Hats Off To Tritt/Stuart Tour


This appeared in The Oregonian - November 6, 1992

Look at the Travis Tritt/Marty Stuart No Hats Tour as an attempt to take country music back to its roots. The downside of country music's increasingly popularity is that much of today's country is committed by people whom George Jones would have happily punched out. Assuming, that is, that they would ever descend from their air-conditioned tour buses into the sort of gritty honky tonk where Jones once was given to lurking like a chain-smoking wolf eel in a reef.

Houston music critic Rick Mitchell perfectly summed up the triumph of flash over grit when he referred to the pretenders as "videogenic hat acts." Travis and Stuart aren't quite so disdainful. The idea for the joint tour began after Tritt made a couple of jokes about hat singers.

"It's not that we have anything against singers with hats," insists Stuart. But they're obviously taking a sly dig at the Nashville status quo. "But I feel different," Stuart sings in "Me and Hank and Jumpin' Jack Flash," "'Cause I'm a natural born cat. I'm country to the bone but I don't wear no hat."

By the way, the hat ban extends only to the stage. It's hard to imagine a country concert at Memorial Coliseum without acres of everything from perfectly tended black Stetson a la Garth to battered straw Resistols that look as if they might have sopped up some sweat in their day.

Tritt, Stuart and fiddler Mark O'Connor will play the Coliseum at 8 p.m., Thursday November 12. Stuart and Tritt are united by more than just a lack of headgear. Tritt appears on Stuart's latest album. "This One's Gonna Hurt You," and Stuart wrote "A Hundred Years From Now" on Tritt's "T-r-o-u-b-l-e." Earlier this year, they topped the country charts with their duet of "The Whiskey Ain't Workin' Anymore."

They're both young enough to have received a healthy dose of rock 'n' roll along with their country roots. Of the two, Stuart shows the influence the stronger, coming off like some hillbilly rocker in his modified Rod Stewart rooster tail and his incandescent Nudie suits.

But the presence of former Lynyrd Skynyrd guitarist Gary Rossington as a co-writer and player on Tritt's "Blue Collar Man" makes a pretty strong case for Tritt's diverse roots too. And the title song, "T-r-o-u-b-l-e" resurrects an old Elvis single in fine burn-down-the-honky-tonk fashion.

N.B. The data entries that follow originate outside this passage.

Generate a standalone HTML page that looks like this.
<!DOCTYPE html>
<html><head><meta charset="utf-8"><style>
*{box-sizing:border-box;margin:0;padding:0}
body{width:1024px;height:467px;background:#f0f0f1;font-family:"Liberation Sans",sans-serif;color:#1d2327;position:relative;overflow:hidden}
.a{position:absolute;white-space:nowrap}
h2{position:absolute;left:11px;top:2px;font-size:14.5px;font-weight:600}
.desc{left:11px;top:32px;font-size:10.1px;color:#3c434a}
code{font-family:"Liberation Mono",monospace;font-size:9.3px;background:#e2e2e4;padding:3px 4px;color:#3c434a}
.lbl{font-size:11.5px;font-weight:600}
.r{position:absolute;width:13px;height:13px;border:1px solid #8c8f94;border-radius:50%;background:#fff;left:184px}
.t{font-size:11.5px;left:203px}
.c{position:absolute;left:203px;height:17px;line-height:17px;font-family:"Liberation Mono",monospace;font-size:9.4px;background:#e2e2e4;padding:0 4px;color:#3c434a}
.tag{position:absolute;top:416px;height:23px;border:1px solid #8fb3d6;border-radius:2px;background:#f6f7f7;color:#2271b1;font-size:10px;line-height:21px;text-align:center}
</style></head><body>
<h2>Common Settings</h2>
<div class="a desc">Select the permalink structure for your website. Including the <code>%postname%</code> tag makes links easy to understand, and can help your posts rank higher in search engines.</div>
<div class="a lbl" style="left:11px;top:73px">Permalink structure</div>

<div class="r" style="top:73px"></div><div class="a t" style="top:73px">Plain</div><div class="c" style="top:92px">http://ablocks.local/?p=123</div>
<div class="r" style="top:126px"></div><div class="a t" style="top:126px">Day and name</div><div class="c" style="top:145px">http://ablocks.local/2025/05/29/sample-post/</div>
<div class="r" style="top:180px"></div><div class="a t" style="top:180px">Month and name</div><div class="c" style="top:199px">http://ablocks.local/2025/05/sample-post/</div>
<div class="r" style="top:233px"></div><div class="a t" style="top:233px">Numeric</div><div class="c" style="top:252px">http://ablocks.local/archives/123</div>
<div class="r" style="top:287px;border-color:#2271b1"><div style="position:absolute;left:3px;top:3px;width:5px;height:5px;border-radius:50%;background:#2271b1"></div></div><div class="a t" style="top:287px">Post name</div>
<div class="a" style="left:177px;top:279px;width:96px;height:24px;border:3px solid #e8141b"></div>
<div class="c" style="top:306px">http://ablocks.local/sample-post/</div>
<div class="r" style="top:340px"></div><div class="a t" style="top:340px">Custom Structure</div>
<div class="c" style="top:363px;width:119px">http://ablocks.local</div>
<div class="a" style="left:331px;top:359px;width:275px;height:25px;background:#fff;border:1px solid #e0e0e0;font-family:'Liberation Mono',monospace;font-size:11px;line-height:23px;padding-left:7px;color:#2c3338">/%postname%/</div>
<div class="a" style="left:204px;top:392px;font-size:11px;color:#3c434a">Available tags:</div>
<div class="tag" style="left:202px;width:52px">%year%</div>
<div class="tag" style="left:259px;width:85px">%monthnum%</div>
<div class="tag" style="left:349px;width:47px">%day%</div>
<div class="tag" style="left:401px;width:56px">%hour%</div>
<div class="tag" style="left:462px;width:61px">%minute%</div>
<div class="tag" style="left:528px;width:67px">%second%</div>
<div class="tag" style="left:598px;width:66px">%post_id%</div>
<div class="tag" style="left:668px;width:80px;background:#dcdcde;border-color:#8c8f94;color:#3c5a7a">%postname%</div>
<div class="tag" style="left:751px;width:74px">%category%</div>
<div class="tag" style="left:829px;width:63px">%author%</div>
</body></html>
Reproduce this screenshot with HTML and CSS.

Just to muddle the picture further, Stuart cranks up a reverently exuberant duet with Johnny Cash on "Doin' My Time" that's note-perfect right down to the twanging guitar line.

In the end, this talk of hats and roots matters not at all. These guys are fine, honest players and great singers, and both have a wealth of solid material. The presence of multi-instrumentalist Mark O'Connor, a former Seattlette, is simply going to make this concert an even better bet.

So dust off that Stetson There's a country show coming to town.